START GIVEN DATA
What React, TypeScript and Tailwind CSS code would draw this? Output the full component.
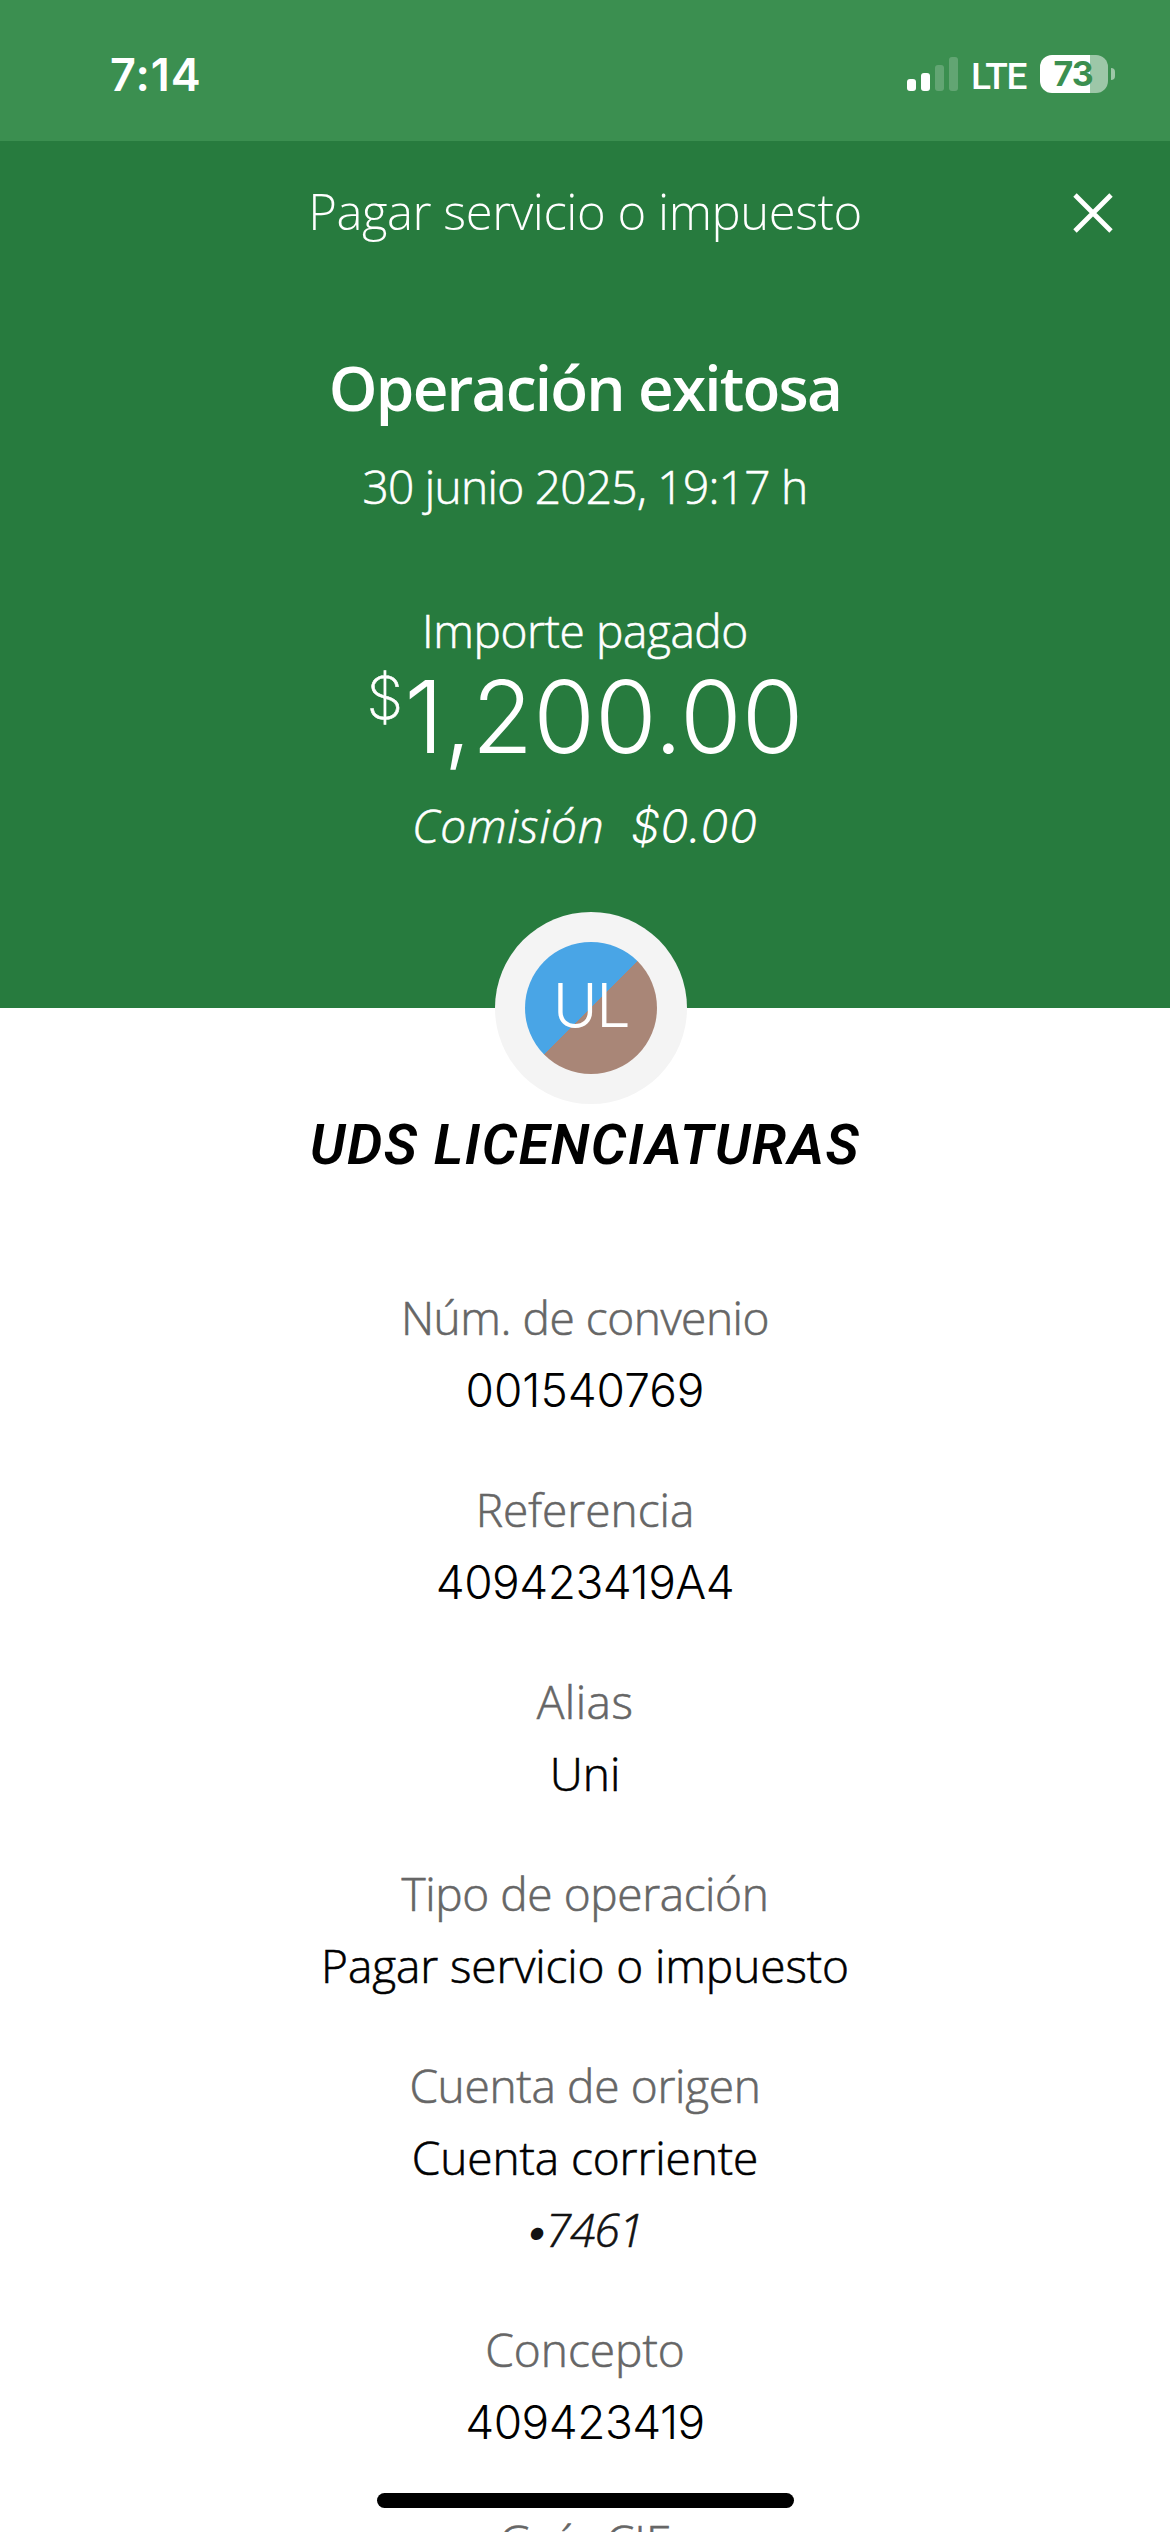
import React from "react";
import type { ReactNode } from "react";

type Line = { text: ReactNode; className?: string };
type Field = { label: string; labelClass?: string; values: Line[] };

const fields: Field[] = [
  {
    label: "Núm. de convenio",
    labelClass: "tracking-[-0.45px]",
    values: [{ text: "001540769", className: "font-['Inter'] [-webkit-text-stroke:0px]" }],
  },
  {
    label: "Referencia",
    values: [{ text: "409423419A4", className: "font-['Inter'] tracking-[-0.5px] [-webkit-text-stroke:0px]" }],
  },
  {
    label: "Alias",
    labelClass: "tracking-[0.5px]",
    values: [{ text: "Uni" }],
  },
  {
    label: "Tipo de operación",
    labelClass: "tracking-[-0.4px]",
    values: [{ text: "Pagar servicio o impuesto", className: "tracking-[-0.1px]" }],
  },
  {
    label: "Cuenta de origen",
    labelClass: "tracking-[-0.3px]",
    values: [
      { text: "Cuenta corriente", className: "tracking-[-0.1px]" },
      {
        text: (
          <>
            <span className="font-['Inter'] tracking-[-4px] [-webkit-text-stroke:0px]">•</span>7461
          </>
        ),
        className: "italic tracking-[-1px] text-[#121212] mr-[3px]",
      },
    ],
  },
  {
    label: "Concepto",
    values: [{ text: "409423419", className: "font-['Inter'] tracking-[-0.5px] [-webkit-text-stroke:0px]" }],
  },
  { label: "Guía CIE", values: [] },
];

function StatusBar() {
  return (
    <div className="flex h-[141px] items-start justify-between bg-[#3b8f50] pr-[55px] pl-[110px] font-['Inter',sans-serif]">
      <span className="mt-[51px] text-[45px] leading-[48px] font-semibold tracking-[1px]">7:14</span>
      <div className="mt-[55px] flex h-[38px] items-center">
        <div className="flex h-full items-end gap-[5px] pb-[2px]">
          <span className="h-3 w-[9px] rounded-[3px] bg-white" />
          <span className="h-[18px] w-[9px] rounded-[3px] bg-white" />
          <span className="h-[26px] w-[9px] rounded-[3px] bg-white/20" />
          <span className="h-[34px] w-[9px] rounded-[3px] bg-white/20" />
        </div>
        <span className="mt-[5px] ml-[13px] w-[69px] font-['Roboto'] text-[37px] leading-[38px] font-medium tracking-[-1.3px]">
          LTE
        </span>
        <div className="flex h-[38px] w-[68px] items-center justify-center rounded-[12px] bg-[linear-gradient(to_right,#fff_50px,#9dc7a8_50px)]">
          <span className="pr-[2px] text-[34px] leading-[38px] font-bold tracking-[-1px] text-[#3b8f50]">73</span>
        </div>
        <span className="ml-[3px] h-3 w-1 rounded-r-full bg-white/50" />
      </div>
    </div>
  );
}

export default function App() {
  return (
    <div className="relative h-[2532px] w-[1170px] overflow-hidden bg-white font-['Open_Sans',sans-serif]">
      <header className="flex h-[1008px] flex-col bg-[#277b3e] text-white">
        <StatusBar />
        <div className="grid h-[140px] grid-cols-[140px_1fr_140px] items-center">
          <span />
          <h1 className="text-center text-[49px] leading-[72px] font-light tracking-[-0.45px]">
            Pagar servicio o impuesto
          </h1>
          <svg className="mt-[4px] ml-[41px] size-[44px]" viewBox="0 0 44 44" fill="none" stroke="#fff" strokeWidth="4.8">
            <path d="M4 4l36 36M40 4L4 40" />
          </svg>
        </div>
        <div className="flex flex-col items-center text-[46px] leading-[72px] font-light [-webkit-text-stroke:0.6px]">
          <h2 className="mt-16 text-[62px] leading-[84px] font-semibold tracking-[-1.8px] [-webkit-text-stroke:0px]">
            Operación exitosa
          </h2>
          <p className="mt-[21px] tracking-[-0.7px]">30 junio 2025, 19:17 h</p>
          <p className="mt-[72px] tracking-[-0.4px]">Importe pagado</p>
          <p className="flex h-24 items-start gap-px font-['Inter']">
            <span className="text-[59px] leading-[64px] font-extralight">$</span>
            <span className="mt-[3px] text-[100px] leading-[96px] [-webkit-text-stroke:0px]">1,200.00</span>
          </p>
          <p className="mt-[27px] flex gap-[26px] italic">
            <span className="tracking-[1px]">Comisión</span>
            <span className="mt-px font-['Inter'] tracking-[0.5px] [-webkit-text-stroke:0px]">$0.00</span>
          </p>
        </div>
      </header>

      <main className="flex flex-col items-center text-black">
        <div className="z-10 -mt-24 ml-3 flex size-48 items-center justify-center rounded-full bg-[#f4f4f4]">
          <div className="flex size-[132px] items-center justify-center rounded-full bg-[linear-gradient(135deg,#49a5e6_50%,#a98677_50%)] pb-1 font-['Inter'] text-[61px] font-light tracking-[-1.5px] text-white">
            UL
          </div>
        </div>
        <h3 className="mt-[5px] font-['Roboto'] text-[56px] leading-[72px] font-semibold tracking-[1.5px] italic">
          UDS LICENCIATURAS
        </h3>
        <dl className="mt-[100px] flex flex-col gap-12 text-center text-[46px] leading-[72px] font-light [-webkit-text-stroke:0.6px]">
          {fields.map(({ label, labelClass, values }) => (
            <div key={label}>
              <dt className="h-[72px] text-[#666]">
                <span className={labelClass}>{label}</span>
              </dt>
              {values.map((v, i) => (
                <dd key={i} className="h-[72px]">
                  <span className={v.className}>{v.text}</span>
                </dd>
              ))}
            </div>
          ))}
        </dl>
      </main>

      <div className="absolute bottom-6 left-[377px] h-[15px] w-[417px] rounded-full bg-black" />
    </div>
  );
}
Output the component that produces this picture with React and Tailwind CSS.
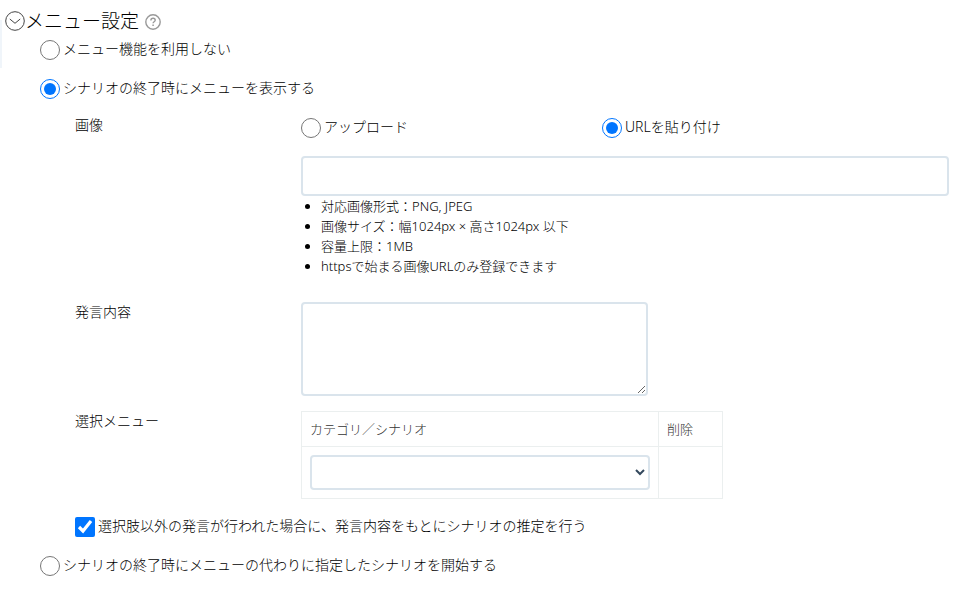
import React, { useState } from 'react';

const FORMAT_NOTES = [
  '対応画像形式：PNG, JPEG',
  '画像サイズ：幅1024px × 高さ1024px 以下',
  '容量上限：1MB',
  'httpsで始まる画像URLのみ登録できます',
];

const fieldClass = 'block rounded-sm border-2 border-[#dae4ec] bg-white px-2 text-sm text-[#34495e]';

const Radio = ({ name, value, current, onChange, children }) => (
  <label className="flex h-5 items-center gap-[3px]">
    <input
      type="radio"
      name={name}
      value={value}
      checked={current === value}
      onChange={() => onChange(value)}
      className="size-5 shrink-0"
    />
    <span className="pb-0.5">{children}</span>
  </label>
);

const ChevronCircle = () => (
  <svg viewBox="0 0 20 20" className="size-5" fill="none" stroke="#444" aria-hidden="true">
    <circle cx="10" cy="10" r="9.3" strokeWidth="1" />
    <path d="M4.8 8l5.2 4.3L15.2 8" strokeWidth="1" />
  </svg>
);

const HelpCircle = () => (
  <svg viewBox="0 0 16 16" className="size-4" fill="none" stroke="#999" aria-hidden="true">
    <circle cx="8" cy="8" r="7.2" strokeWidth="1.4" />
    <path d="M5.9 6.4c0-1.3 1-2.1 2.2-2.1s2.1.8 2.1 1.9c0 1.5-2.1 1.6-2.1 3.1" strokeWidth="1.4" />
    <path d="M8.1 10.5v1.5" strokeWidth="1.5" />
  </svg>
);

const App = () => {
  const [open, setOpen] = useState(true);
  const [mode, setMode] = useState('show');
  const [source, setSource] = useState('url');
  const [guess, setGuess] = useState(true);

  return (
    <main className="relative bg-white pt-2 pr-5 pb-3 pl-[5px] font-['Noto_Sans','Noto_Sans_CJK_JP',sans-serif] text-sm font-light text-black">
      <div className="absolute top-5 left-0 h-12 w-0.5 bg-[#f0f5fa]" />

      <header className="flex h-[26px] items-center">
        <button type="button" aria-label="開閉" onClick={() => setOpen(!open)}>
          <ChevronCircle />
        </button>
        <h2 className="text-[19px] leading-6">メニュー設定</h2>
        <button type="button" aria-label="ヘルプ" className="ml-1.5 pt-0.5">
          <HelpCircle />
        </button>
      </header>

      {open && (
        <div className="mt-1.5 pl-[35px]">
          <Radio name="mode" value="none" current={mode} onChange={setMode}>
            メニュー機能を利用しない
          </Radio>
          <div className="mt-[19px]">
            <Radio name="mode" value="show" current={mode} onChange={setMode}>
              シナリオの終了時にメニューを表示する
            </Radio>
          </div>

          <div className="mt-4 pl-[35px]">
            <div className="grid grid-cols-[226px_1fr]">
              <label htmlFor="image-url">画像</label>
              <div className="pt-[3px]">
                <div className="grid max-w-[602px] grid-cols-2">
                  <Radio name="source" value="upload" current={source} onChange={setSource}>
                    アップロード
                  </Radio>
                  <Radio name="source" value="url" current={source} onChange={setSource}>
                    URLを貼り付け
                  </Radio>
                </div>
                <input id="image-url" type="text" className={`${fieldClass} mt-[18px] h-10 w-full`} />
                <ul className="list-disc pl-5 text-[13px] leading-5">
                  {FORMAT_NOTES.map((note) => (
                    <li key={note}>{note}</li>
                  ))}
                </ul>
              </div>
            </div>

            <div className="mt-[26px] grid grid-cols-[226px_1fr]">
              <label htmlFor="message">発言内容</label>
              <textarea id="message" className={`${fieldClass} h-[94px] w-full max-w-[347px] resize`} />
            </div>

            <div className="mt-[15px] grid grid-cols-[226px_1fr]">
              <span>選択メニュー</span>
              <table className="w-full max-w-[422px] table-fixed border-collapse text-[13px] leading-5 text-[#333]">
                <thead>
                  <tr className="h-[35px]">
                    <th className="border border-[#ebefef] px-2 text-left font-light">カテゴリ／シナリオ</th>
                    <th className="w-16 border border-[#ebefef] px-2 text-left font-light">削除</th>
                  </tr>
                </thead>
                <tbody>
                  <tr>
                    <td className="border border-[#ebefef] p-2">
                      <select aria-label="カテゴリ／シナリオ" className={`${fieldClass} h-[35px] w-full`}>
                        <option value="" />
                      </select>
                    </td>
                    <td className="border border-[#ebefef] p-2" />
                  </tr>
                </tbody>
              </table>
            </div>

            <label className="mt-[18px] flex h-5 items-center gap-[3px]">
              <input
                type="checkbox"
                checked={guess}
                onChange={(e) => setGuess(e.target.checked)}
                className="size-5 shrink-0"
              />
              <span className="pb-0.5">選択肢以外の発言が行われた場合に、発言内容をもとにシナリオの推定を行う</span>
            </label>
          </div>

          <div className="mt-[19px]">
            <Radio name="mode" value="replace" current={mode} onChange={setMode}>
              シナリオの終了時にメニューの代わりに指定したシナリオを開始する
            </Radio>
          </div>
        </div>
      )}
    </main>
  );
};

export default App;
END GIVEN DATA
Give back exactly the lines from the first line of the data through the line with "string; labelClass?: string;", pictures excluded.

What React, TypeScript and Tailwind CSS code would draw this? Output the full component.
import React from "react";
import type { ReactNode } from "react";

type Line = { text: ReactNode; className?: string };
type Field = { label: string; labelClass?: string; values: Line[] };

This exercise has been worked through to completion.